Saturday, November 02, 2019

Terminator: Dark Fate

I've got a bad habit of not buying tickets for the IFFBoston Fall Focus in advance (because who knows what's going on a week from now, right?), so by the time I was checking things at work on Friday, Marriage Story was already sold out, but like a lot of those movies, it'll be out in regular theaters soon so catching it isn't quite urgent. So, what the heck, let's see the new Terminator.

It's bad, of course, and is bad in the same way the previous sequels have been: It's the same movie, more or less, with a powerful sensation of running in place. I joke often about how other franchises reboot and this one restores from the backup they made after T2, but they can; I don't really miss any of the directions various people have taken some then as they're thrown out. And I'm fairly sure I won't miss this when the next group to get their hands on the Caralco library decides to keep going because these sequel rights are the most valuable part of that acquisition. Nobody seems to regret any of the retcons other than The Sarah Connor Chronicles, and I haven't heard that much lamenting its consignment to alternate timeline status this time around. The fans must have gotten it out of their systems with Genisys.

Terminator: Dark Fate

* * (out of four)
Seen 1 November 2019 in AMC Assembly Row #2 (first-run, Dolby Cinema DCP)
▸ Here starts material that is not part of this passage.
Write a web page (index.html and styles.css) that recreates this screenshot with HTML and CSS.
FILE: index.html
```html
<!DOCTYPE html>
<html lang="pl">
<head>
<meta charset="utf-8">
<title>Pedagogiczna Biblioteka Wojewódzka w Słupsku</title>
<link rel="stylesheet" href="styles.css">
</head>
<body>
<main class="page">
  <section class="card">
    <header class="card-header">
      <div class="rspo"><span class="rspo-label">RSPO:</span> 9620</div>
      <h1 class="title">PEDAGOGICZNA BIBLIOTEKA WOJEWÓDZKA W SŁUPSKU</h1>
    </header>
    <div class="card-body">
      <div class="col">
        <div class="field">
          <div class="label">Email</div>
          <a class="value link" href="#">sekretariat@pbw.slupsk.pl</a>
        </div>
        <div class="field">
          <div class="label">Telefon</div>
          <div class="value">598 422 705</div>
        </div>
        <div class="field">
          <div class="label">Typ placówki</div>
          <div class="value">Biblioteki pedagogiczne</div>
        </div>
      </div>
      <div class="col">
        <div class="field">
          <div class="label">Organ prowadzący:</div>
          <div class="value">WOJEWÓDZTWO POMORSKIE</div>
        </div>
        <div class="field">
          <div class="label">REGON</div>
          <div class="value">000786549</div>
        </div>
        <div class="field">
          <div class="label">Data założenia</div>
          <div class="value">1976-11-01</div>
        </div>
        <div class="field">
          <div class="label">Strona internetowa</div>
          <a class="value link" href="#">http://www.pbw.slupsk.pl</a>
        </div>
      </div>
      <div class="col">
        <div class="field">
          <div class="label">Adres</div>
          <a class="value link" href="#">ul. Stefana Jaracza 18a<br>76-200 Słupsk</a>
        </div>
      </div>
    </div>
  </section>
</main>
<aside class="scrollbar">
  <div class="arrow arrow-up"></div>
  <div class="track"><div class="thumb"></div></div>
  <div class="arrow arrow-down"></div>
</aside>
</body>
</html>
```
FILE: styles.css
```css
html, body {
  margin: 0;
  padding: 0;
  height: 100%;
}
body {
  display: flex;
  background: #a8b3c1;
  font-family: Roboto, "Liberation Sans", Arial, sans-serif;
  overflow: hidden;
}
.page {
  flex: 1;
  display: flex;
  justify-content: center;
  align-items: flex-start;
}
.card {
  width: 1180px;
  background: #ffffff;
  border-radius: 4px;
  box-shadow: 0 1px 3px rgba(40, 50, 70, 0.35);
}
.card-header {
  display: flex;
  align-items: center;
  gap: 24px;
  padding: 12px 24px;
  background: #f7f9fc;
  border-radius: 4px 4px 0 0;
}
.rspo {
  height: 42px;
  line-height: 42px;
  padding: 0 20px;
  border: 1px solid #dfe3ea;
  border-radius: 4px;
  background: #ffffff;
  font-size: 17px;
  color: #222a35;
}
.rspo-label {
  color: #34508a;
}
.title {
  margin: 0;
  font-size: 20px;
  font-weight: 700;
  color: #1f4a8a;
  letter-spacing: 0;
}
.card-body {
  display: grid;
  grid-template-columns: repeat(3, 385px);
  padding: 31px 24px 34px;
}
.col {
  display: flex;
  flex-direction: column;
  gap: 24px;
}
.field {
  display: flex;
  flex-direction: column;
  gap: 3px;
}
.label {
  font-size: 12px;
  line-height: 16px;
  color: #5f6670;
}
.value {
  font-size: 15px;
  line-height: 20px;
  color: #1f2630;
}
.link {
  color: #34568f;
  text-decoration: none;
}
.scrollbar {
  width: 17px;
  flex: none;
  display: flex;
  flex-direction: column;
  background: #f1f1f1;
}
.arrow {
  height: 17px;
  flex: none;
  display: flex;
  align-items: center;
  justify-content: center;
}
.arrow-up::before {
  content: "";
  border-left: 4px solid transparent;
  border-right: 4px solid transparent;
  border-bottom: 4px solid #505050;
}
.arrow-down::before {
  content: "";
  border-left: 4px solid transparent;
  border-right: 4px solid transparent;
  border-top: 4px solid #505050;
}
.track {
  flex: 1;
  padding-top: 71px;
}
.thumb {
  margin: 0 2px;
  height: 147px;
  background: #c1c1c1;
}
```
This Terminator is such a nullity and retread that I can't even bother to type a joke I've been making to friends about just what sort of retread it is again, like it would make me just as lazy. Dark Fate somehow manages to be a paradox of pointlessness - a sequel that draws what life it can from its predecessors but which has nothing new to offer, even as it explicitly notes that it's just doing the same thing with different names.

So now "Skynet" is "Legion" and they've sent a Terminator "Rev-9" (Gabriel Luna) back to kill Dani Ramos (Natalia Reyes), who works in an automobile plant in Mexico and seems as innocuous as Sarah Connor was thirty-five years ago. The rebels send back Grace (Mackenzie Davis), whose cyborg augmentations allow her to put up much more of a fight than most humans would against a killer robot - though they probably still would have been dead in fifteen minutes if Connor (Linda Hamilton) didn't show up. She's been hunting Terminators full time since one that had apparently been around for years found and killed her son in 1998, after "Judgment Day" was supposed to have happened. She's been receiving text messages about where time-traveling killing machines will materialize for years, but coordinates tattooed on Grace's body will finally lead her to the person sending them.

It would take depressingly little editing to tweak that description to describe four other Terminator movies or the TV show, and while it's not inherently bad to follow a formula, this series has spent the past twenty years having no idea how to handle the way it has lived past the date of its future doomsday and just doing the same thing anyway. A more ambitious movie could do something with that, making a point of how the point is not a single savior but rather the steady work of pushing the apocalypse back, or playing with how The Terminator was the product of Cold War fears of Mutually Assured Destruction, so maybe by now we're talking about troll-bot server farms hastening environmental disaster, but this is not that movie. The filmmakers do the minimum to upgrade to the twenty-first century, and why bother when the first couple movies are out there?